We want to watch Him make beautiful things out of dust.
Sadly, I can’t put the book together by myself, though I wish I could. That’d be so much easier. Instead I’m relying on people thousands of miles away, on a process that I thought was going to be completed several months ago but hit more roadblocks than you could ever imagine. By not working, however, I can be readily available to check on how things are going and answer any questions immediately, which can only speed up the process. Working full time really took a toll on how much I was checking up on things. Now it’s my #1 focus, and Lord-willing its release date will be moved up exponentially because of it. I also will be able to devote plenty of time to working on the new ministry website once we’re to that step.

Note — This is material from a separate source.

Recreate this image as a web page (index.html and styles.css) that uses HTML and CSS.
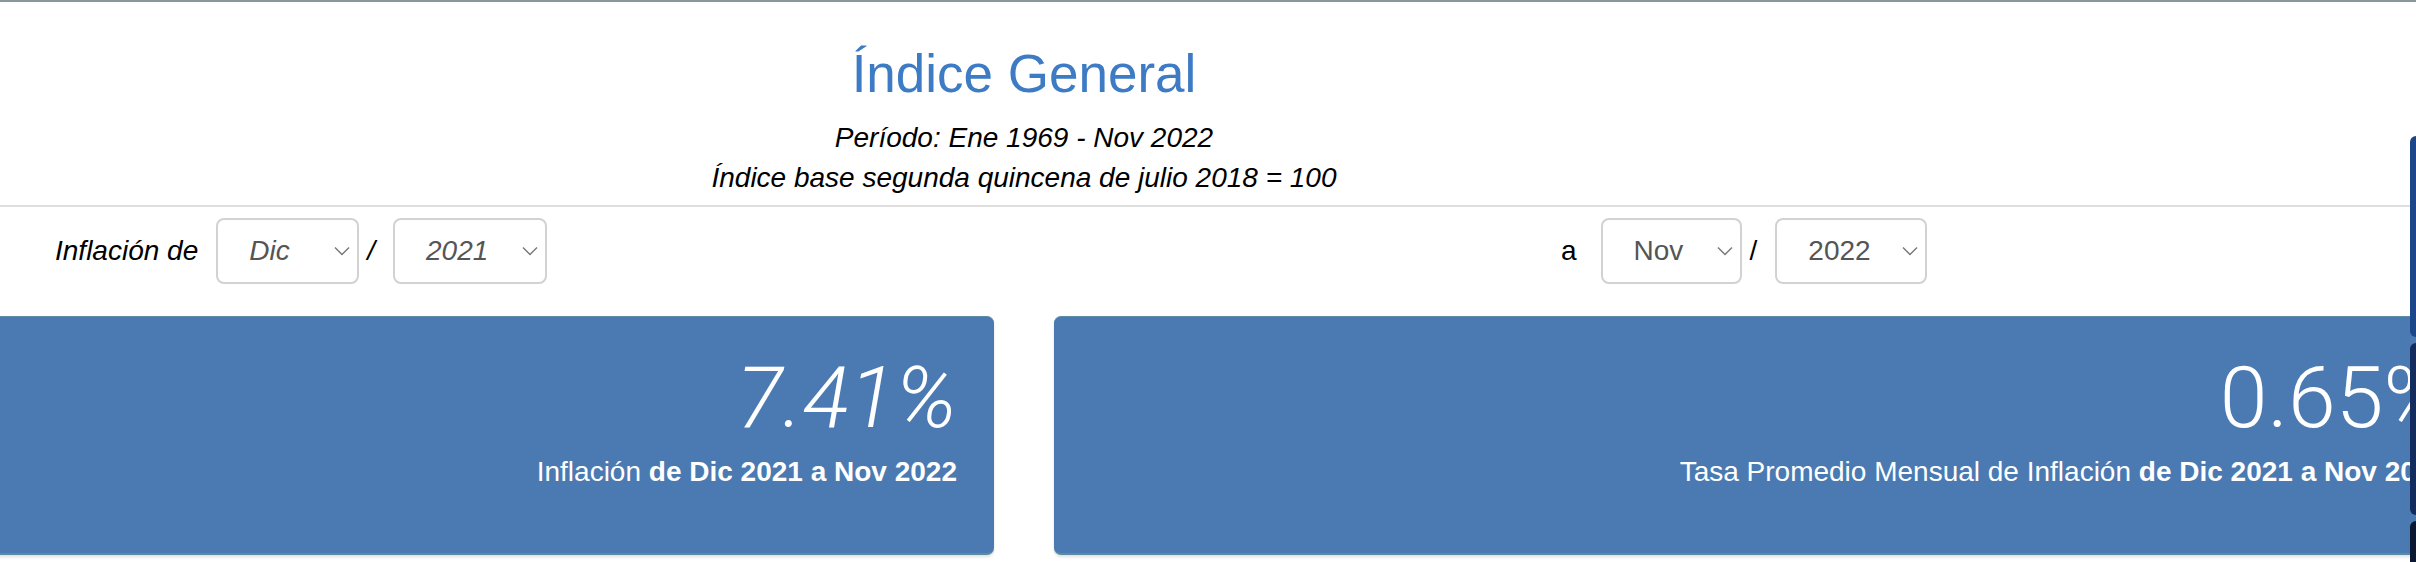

Due to where we’re at in the process, there’s not a ton to do with the book right now, which has left me with a lot of idle times on my hands. I’m trying to figure out what to do with said time; knowing how to spend it is definitely a work in progress. Though I’m not a very scheduled, regimented person, I do enjoy knowing I have x amount of things to get done in a day. I thrive under pressure and a love a busy schedule. I like to feel productive, but more importantly, I like what I’m doing to has eternal purpose; that is something extremely important to me.
So, in my time of constant waiting and changes, I pray for purpose and focus, no matter what season I find myself in. I am believing that, after almost a year filled with more than I would have wanted to go through in a lifetime, I am once again allowing Him to make me new.